The animation of Frozen II shows how far animation has come in the past six years, but has it gone too far? All the female characters’ faces seem to be copied-and-pasted onto one another. The same exaggerated “bug eyes” seem to be even larger than in the first movie. However, the animation of the scenery was stunning to the point that it didn’t even feel like animation. There was one scene towards the end of water rushing through a fjord showing the trees, the cliff sides and other details I wouldn’t think would be possible to do in animation. It was so realistic as to be jarring–great for a videogame, but out of place in a traditional animated Disney movie.
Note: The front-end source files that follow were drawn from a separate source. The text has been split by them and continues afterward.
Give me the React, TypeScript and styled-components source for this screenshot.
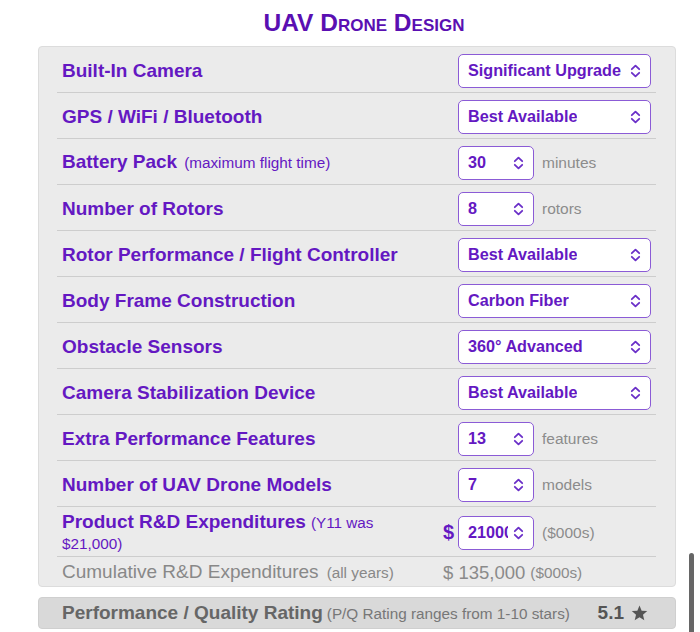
import React from 'react';
import styled, { createGlobalStyle } from 'styled-components';

const GlobalStyle = createGlobalStyle`
  html, body {
    margin: 0;
    padding: 0;
    background: #fff;
  }
  body {
    font-family: 'Liberation Sans', Arial, Helvetica, sans-serif;
  }
`;

const PURPLE = '#6418c2';

const Page = styled.div`
  width: 700px;
  height: 632px;
  overflow: hidden;
`;

const Title = styled.h1`
  margin: 0;
  height: 46px;
  line-height: 46px;
  padding-left: 28px;
  text-align: center;
  font-size: 24.5px;
  font-weight: bold;
  font-variant: small-caps;
  color: #5a0fb2;
`;

const Panel = styled.div`
  margin-left: 38px;
  width: 638px;
  box-sizing: border-box;
  background: #ebebeb;
  border: 1px solid #dcdcdc;
  border-radius: 4px;
  padding: 0 19px 0 18px;
`;

const Row = styled.div<{ h?: number; last?: boolean }>`
  display: grid;
  grid-template-columns: 1fr 208px;
  align-items: center;
  box-sizing: border-box;
  height: ${({ h }) => h ?? 46}px;
  padding: 2px 5px 0;
  border-bottom: ${({ last }) => (last ? 'none' : '1px solid #cdcdcd')};
`;

const Label = styled.div<{ muted?: boolean; maxWidth?: number }>`
  font-size: 19px;
  line-height: 20px;
  font-weight: ${({ muted }) => (muted ? 'normal' : 'bold')};
  color: ${({ muted }) => (muted ? '#888' : PURPLE)};
  padding-right: 4px;
  max-width: ${({ maxWidth }) => (maxWidth ? `${maxWidth}px` : 'none')};
`;

const Note = styled.span<{ gap?: number }>`
  font-size: 15.3px;
  font-weight: normal;
  margin-left: ${({ gap }) => gap ?? 7}px;
`;

const Control = styled.div`
  display: flex;
  align-items: center;
`;

const Prefix = styled.span`
  width: 15px;
  font-size: 20px;
  font-weight: bold;
  color: ${PURPLE};
`;

const SelectBox = styled.div<{ wide?: boolean }>`
  display: flex;
  align-items: center;
  justify-content: space-between;
  box-sizing: border-box;
  width: ${({ wide }) => (wide ? 193 : 76)}px;
  height: 34px;
  padding: 0 9px 0 9px;
  background: #fff;
  border: 1.5px solid #8b5bd6;
  border-radius: 5px;
  font-size: 16.2px;
  font-weight: bold;
  color: ${PURPLE};
`;

const SelectText = styled.span<{ wide?: boolean }>`
  overflow: hidden;
  white-space: nowrap;
  width: ${({ wide }) => (wide ? 'auto' : '40px')};
`;

const Unit = styled.span`
  margin-left: 8px;
  font-size: 15.5px;
  color: #8c8c8c;
`;

const Amount = styled.span`
  font-size: 18.5px;
  color: #8a8a8a;
`;

const AmountUnit = styled.span`
  margin-left: 5px;
  font-size: 15.3px;
  color: #8a8a8a;
`;

const RatingBar = styled.div`
  margin: 10px 0 0 38px;
  width: 638px;
  height: 32px;
  box-sizing: border-box;
  background: #d9d9d9;
  border: 1px solid #cfcfcf;
  border-radius: 4px;
  display: flex;
  align-items: center;
  padding: 0 27px 0 23px;
`;

const RatingLabel = styled.div`
  flex: 1;
  font-size: 19px;
  font-weight: bold;
  color: #666;
`;

const RatingNote = styled.span`
  font-size: 15.3px;
  font-weight: normal;
  color: #777;
  margin-left: 4px;
`;

const RatingValue = styled.div`
  display: flex;
  align-items: center;
  gap: 7px;
  font-size: 19px;
  font-weight: bold;
  color: #555;
`;

const ScrollThumb = styled.div`
  position: fixed;
  left: 689px;
  top: 553px;
  width: 5px;
  height: 90px;
  border-radius: 3px;
  background: #666;
`;

const Chevrons = () => (
  <svg width="11" height="14" viewBox="0 0 11 14" fill="none">
    <path d="M1.8 5.2 L5.5 1.6 L9.2 5.2" stroke="#6a2fc8" strokeWidth="1.8" strokeLinecap="round" strokeLinejoin="round" />
    <path d="M1.8 8.8 L5.5 12.4 L9.2 8.8" stroke="#6a2fc8" strokeWidth="1.8" strokeLinecap="round" strokeLinejoin="round" />
  </svg>
);

const Star = () => (
  <svg width="17" height="16" viewBox="0 0 24 23">
    <path d="M12 0.8 L15.1 8.2 L23.1 8.8 L17 14 L18.9 21.9 L12 17.6 L5.1 21.9 L7 14 L0.9 8.8 L8.9 8.2 Z" fill="#555" />
  </svg>
);

interface Field {
  label: string;
  note?: string;
  value: string;
  wide?: boolean;
  unit?: string;
}

const fields: Field[] = [
  { label: 'Built-In Camera', value: 'Significant Upgrade', wide: true },
  { label: 'GPS / WiFi / Bluetooth', value: 'Best Available', wide: true },
  { label: 'Battery Pack', note: '(maximum flight time)', value: '30', unit: 'minutes' },
  { label: 'Number of Rotors', value: '8', unit: 'rotors' },
  { label: 'Rotor Performance / Flight Controller', value: 'Best Available', wide: true },
  { label: 'Body Frame Construction', value: 'Carbon Fiber', wide: true },
  { label: 'Obstacle Sensors', value: '360° Advanced', wide: true },
  { label: 'Camera Stabilization Device', value: 'Best Available', wide: true },
  { label: 'Extra Performance Features', value: '13', unit: 'features' },
  { label: 'Number of UAV Drone Models', value: '7', unit: 'models' },
];

const Select: React.FC<{ value: string; wide?: boolean }> = ({ value, wide }) => (
  <SelectBox wide={wide}>
    <SelectText wide={wide}>{value}</SelectText>
    <Chevrons />
  </SelectBox>
);

const App: React.FC = () => (
  <Page>
    <GlobalStyle />
    <Title>UAV Drone Design</Title>
    <Panel>
      {fields.map(f => (
        <Row key={f.label}>
          <Label>
            {f.label}
            {f.note && <Note>{f.note}</Note>}
          </Label>
          <Control>
            <Prefix />
            <Select value={f.value} wide={f.wide} />
            {f.unit && <Unit>{f.unit}</Unit>}
          </Control>
        </Row>
      ))}
      <Row h={50}>
        <Label maxWidth={360}>
          Product R&amp;D Expenditures<Note gap={5}>(Y11 was $21,000)</Note>
        </Label>
        <Control>
          <Prefix>$</Prefix>
          <Select value="21000" />
          <Unit>($000s)</Unit>
        </Control>
      </Row>
      <Row h={29} last>
        <Label muted>
          Cumulative R&amp;D Expenditures<Note gap={8}>(all years)</Note>
        </Label>
        <Control>
          <Amount>$ 135,000</Amount>
          <AmountUnit>($000s)</AmountUnit>
        </Control>
      </Row>
    </Panel>
    <RatingBar>
      <RatingLabel>
        Performance / Quality Rating
        <RatingNote>(P/Q Rating ranges from 1-10 stars)</RatingNote>
      </RatingLabel>
      <RatingValue>
        5.1
        <Star />
      </RatingValue>
    </RatingBar>
    <ScrollThumb />
  </Page>
);

export default App;
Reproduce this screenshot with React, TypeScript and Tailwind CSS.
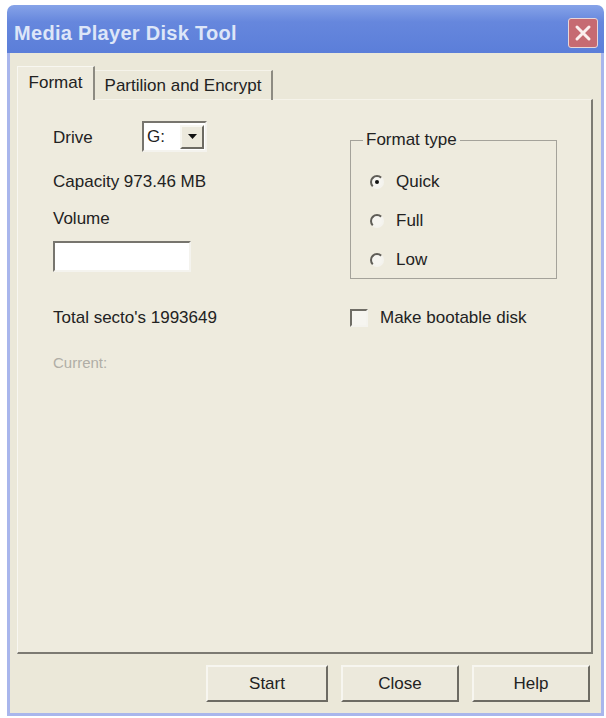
import React from 'react'

const font = { fontFamily: '"Liberation Sans", Arial, sans-serif' }

function Radio({ checked, label }: { checked?: boolean; label: string }) {
  return (
    <div className="flex h-[20px] items-center">
      <span className="relative ml-[19px] h-[14px] w-[14px] rounded-full border-[2px] border-b-[#f4f3ee] border-l-[#5f5d57] border-r-[#f4f3ee] border-t-[#5f5d57] bg-[#f6f5f0]">
        {checked && <span className="absolute left-[3px] top-[3px] h-[4px] w-[4px] rounded-full bg-[#111]" />}
      </span>
      <span className="ml-[12px] text-[17px] text-[#222]">{label}</span>
    </div>
  )
}

function Button({ label, w }: { label: string; w: string }) {
  return (
    <div
      className={`${w} flex h-[37px] items-center justify-center border-[2px] border-b-[#6d6b63] border-l-[#f7f6f0] border-r-[#6d6b63] border-t-[#f7f6f0] bg-[#ece9dc] text-[17px] text-[#222]`}
    >
      {label}
    </div>
  )
}

export default function App() {
  return (
    <div className="h-[718px] w-[606px] bg-white pl-[7px] pt-[5px]" style={font}>
      <div className="flex h-[711px] w-[597px] flex-col">
        {/* Title bar */}
        <div className="flex h-[48px] items-center justify-between rounded-t-[7px] bg-[linear-gradient(180deg,#86a3e8_0%,#6687dd_35%,#5b7ed9_100%)] pl-[7px] pr-[6px] pt-[8px]">
          <span className="text-[20px] font-bold tracking-[0.3px] text-[#dde6f8]">Media Player Disk Tool</span>
          <div className="flex h-[30px] w-[30px] items-center justify-center rounded-[3px] border border-[#e8d6d8] bg-[#c66a72]">
            <svg width="18" height="18" viewBox="0 0 18 18">
              <path d="M3 3 L15 15 M15 3 L3 15" stroke="#fbeeee" strokeWidth="3" strokeLinecap="round" />
            </svg>
          </div>
        </div>

        {/* Body */}
        <div className="flex flex-1 flex-col border-x-[3px] border-b-[3px] border-[#a9b6ec] bg-[#ebe8d9] pl-[7px] pr-[8px] pt-[13px]">
          {/* Tabs */}
          <div className="relative z-10 flex h-[34px] items-end">
            <div className="flex h-[34px] w-[78px] items-center justify-center border-r-[2px] border-t border-l border-[#f8f7f1] border-r-[#8d8b82] bg-[#eeebde] pb-[2px] text-[17px] text-[#222]">
              Format
            </div>
            <div className="flex h-[30px] w-[178px] items-center justify-center border-r-[2px] border-t border-[#f5f3ea] border-r-[#8d8b82] text-[17px] text-[#222]">
              Partilion and Encrypt
            </div>
          </div>

          {/* Panel */}
          <div className="-mt-px flex h-[555px] w-[576px] border-b-[2px] border-l border-r-[2px] border-t border-b-[#7c7a72] border-l-[#f8f7f1] border-r-[#7c7a72] border-t-[#f5f3ea] bg-[#eeebde]">
            <div className="flex w-[332px] flex-col pl-[35px] pt-[21px] text-[17px] text-[#222]">
              <div className="flex h-[31px] items-center">
                <span className="mt-[3px] w-[89px]">Drive</span>
                <div className="flex h-[31px] w-[65px] items-center justify-between border-[2px] border-b-[#f4f3ee] border-l-[#77756e] border-r-[#f4f3ee] border-t-[#77756e] bg-white pl-[3px] pr-[1px]">
                  <span>G:</span>
                  <div className="flex h-[24px] w-[24px] items-center justify-center border-[2px] border-b-[#6d6b63] border-l-[#f7f6f0] border-r-[#6d6b63] border-t-[#f7f6f0] bg-[#ece9dc]">
                    <svg width="9" height="6" viewBox="0 0 9 6">
                      <path d="M0 0 H9 L4.5 5 Z" fill="#111" />
                    </svg>
                  </div>
                </div>
              </div>
              <div className="mt-[20px] h-[20px] leading-[20px]">Capacity 973.46 MB</div>
              <div className="mt-[17px] h-[20px] leading-[20px]">Volume</div>
              <div className="mt-[12px] h-[31px] w-[138px] border-[2px] border-b-[#f4f3ee] border-l-[#77756e] border-r-[#f4f3ee] border-t-[#77756e] bg-white" />
              <div className="mt-[36px] h-[20px] leading-[20px]">Total secto's 1993649</div>
              <div className="mt-[25px] h-[20px] text-[15px] leading-[20px] text-[#b0aea6]">Current:</div>
            </div>

            <div className="flex flex-col pt-[30px]">
              <fieldset className="h-[149px] w-[207px] border border-[#a4a29a] pt-[22px] leading-[20px]">
                <legend className="ml-[12px] px-[3px] text-[17px] text-[#222]">Format type</legend>
                <div className="flex flex-col gap-[19px]">
                  <Radio checked label="Quick" />
                  <Radio label="Full" />
                  <Radio label="Low" />
                </div>
              </fieldset>
              <div className="mt-[29px] flex h-[20px] items-center">
                <span className="h-[18px] w-[18px] border-[2px] border-b-[#f4f3ee] border-l-[#6f6d66] border-r-[#f4f3ee] border-t-[#6f6d66] bg-[#f6f5f0]" />
                <span className="ml-[12px] text-[17px] text-[#222]">Make bootable disk</span>
              </div>
            </div>
          </div>

          {/* Buttons */}
          <div className="mt-[11px] flex justify-end gap-[13px] pr-[3px]">
            <Button label="Start" w="w-[122px]" />
            <Button label="Close" w="w-[118px]" />
            <Button label="Help" w="w-[118px]" />
          </div>
        </div>
      </div>
    </div>
  )
}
The first Frozen had us 9-year-old girls singing “Let It Go” and other songs that were immediately catchy and memorable. I cannot name one memorable song in Frozen II for the life of me, although there is a song Olaf performs that’s memorable for how it gently takes jabs at the first movie in a very funny way.
Between the 15 different subplots, the five elements , the revision of their parents death and the two main characters having a suddenly shallow relationship with each other, it felt like a creative writing story you would write in fifth grade where nothing is connected or makes sense. The original charm of Frozen has been lost to me. It didn’t even seem related to Frozen because it was so far removed from the spirit of that movie and had no connection to it besides the main character names.
But in the end it is still just a kids movie. And it will probably clear a billion dollars at the box office but that will be more due to the strength of the original and the Disney marketing machine than the merits of this sequel.